Why can’t more ‘chick lit’ be like this? Erica Jong’s Fear of Flying

In a recent reading challenge, I read a chick lit novel whose idea of feminism was to avoid men and portray women as either victims of their unhappy marriages or single and thus empowered to almost mythical proportions. Whatever its noble intentions it made feminism look like a new age joke. The best thing I can say about it is that it made me long for something far bolder, more complex, and better written. I’d had Fear of Flying on my shelf for a few years and had started it a few times without finishing. Now I found myself in the ideal circumstances to really enjoy it.

Fear of Flying has a chick lit plot pulled off with more flair, honesty and insight than that normally fluffy genre seems able to muster. Or rather, the novel feels like the strong origins of a genre that has since become watered down and weak. Isadora Wing is frustrated by her unhappy marriage to Bennett and longs for the elusive ‘zipless fuck’ – a ‘pure’ sexual encounter, an indulgence without strings, without power games. She thinks she may have found one in Adrian Goodlove, but in pursuing him she has to face her titular fear of flying – both a literal fear and a fear of freedom, of being single. As imperfect as her marriage might be, Isadora clings to its security and is not devoid of feelings of love and loyalty to Bennett. Also, she is more dependent on men than she would like to be:

“All my fantasies included marriage. No sooner did I imagine myself running away from one man than I envisaged myself tying up with another. I was like a boat that always had to have a port of call. I simply couldn’t imagine myself without a man. Without one I felt lost as a dog without a master; rootless, faceless, undefined” (78).

And it’s true – without a man she does lack definition, at least for herself (less so for the reader). She’s dreamed of finding “a perfect man whose mind and body were equally fuckable” (91) and in this seemingly impossible search for love she’s avoided defining her own identity and desires. “In the mornings,” Adrian tells her at one point, “I can never remember your name” (227).

This seems odd for the narrator of a feminist classic, but this is part of what interests me about Isadora – she’s a mass of contradictions and conflicts. What she has learned from her mother (who is indulgent and loving yet blames Isadora’s existence for her failure to become an artist) is that “being a woman meant being harried, frustrated, and always angry. It meant being split into two irreconcilable halves” (148). However liberated, Isadora has still grown up in a sexist society and been influenced by its dysfunctional ideals. In addition, she happens to be a lustful, heterosexual woman. She’s been a feminist all her life, she says, “but the big problem was how to make your feminism jibe with your unappeasable hunger for male bodies” (88). She wants to be married, but she also sees all the flaws in marriage. Currently, she’s torn between the dull security of her marriage to Bennett and the unstable excitement of an affair with Adrian. Having both passion and security, it seems, is too much to ask. Isadora (like Jong) is also a writer who has struggled for years to find the confidence and discipline to turn her craft into a profession. She may be intelligent and educated, but she can also be terribly immature and irrational. She’s not a heroine I’d aspire to be but I admire the fact that she articulates and struggles with her conflicts, and this is where the novel has its greatest strengths – it’s sincere and insightful in depicting dilemmas some women struggle with.
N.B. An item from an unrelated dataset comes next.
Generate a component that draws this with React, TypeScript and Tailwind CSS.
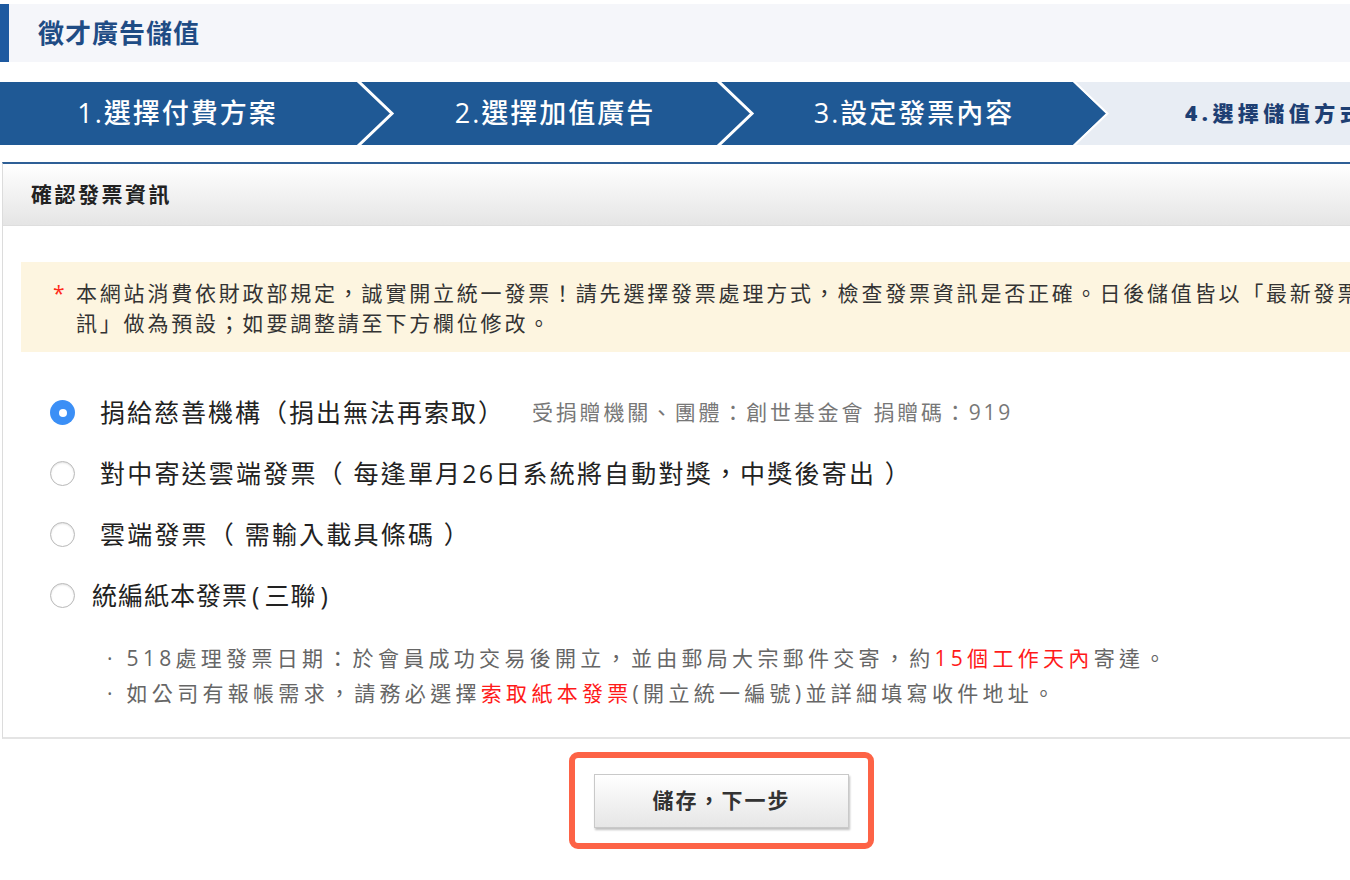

Jong pulls this off with witty, energetic writing. I love close psychological studies of characters and this one is as fun and inspiring as I’d hoped it to be, rather than being whiny like the watered-down ‘feminism’ of the chick-lit that led me here. However, it occasionally gets slow and dull. Fear of Flying is obviously semi-autobiographical, and Jong seems determined to show off Isadora’s – and by extension her own – intellectual prowess. There is far too much name-dropping and the narrative sometimes gets held up by history lessons, travel impressions and psychoanalysis lectures. This isn’t entirely irrelevant, but it can get long-winded. “I know you’re smart and educated,” I want to say, “so could you cut this short and get back to your sex life?”
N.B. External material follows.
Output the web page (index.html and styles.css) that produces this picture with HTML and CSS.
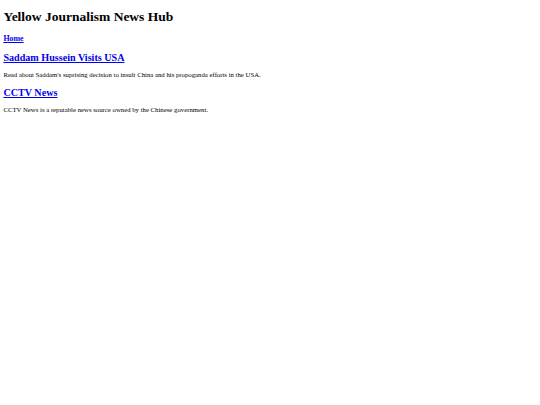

This is not because Fear of Flying is a particularly raunchy book. It’s often fun, yes, but it’s the kind of amusement you get from witty rants. The book is about sex, not of it. It’s unabashedly graphic when talking about sexual relationships, but with the exception of the ‘zipless fuck’ fantasy in the first chapter, the sex scenes are brief and perfunctory, not naughty deviations from the plot.

The story follows Isadora across Europe as she vacillates between Bennett and Adrian, and regularly turns to the past as befits the psychoanalytic theme that runs through the novel. We learn about Isadora’s family life, sexual encounters, affairs, therapists, her career, and her first marriage (to a genius who unfortunately turned out to be a lunatic).

Overall I found it inspiring, not because it offers solutions (it doesn’t), not because I thought all Isadora’s problems applied to me or women in general, but because she is sincere and often funny in articulating them, she’s honest about her cowardice, but she also makes the effort to engage the conflicts she finds herself in. It’s the kind of book that promises rewarding rereads, and I’ll definitely return to it.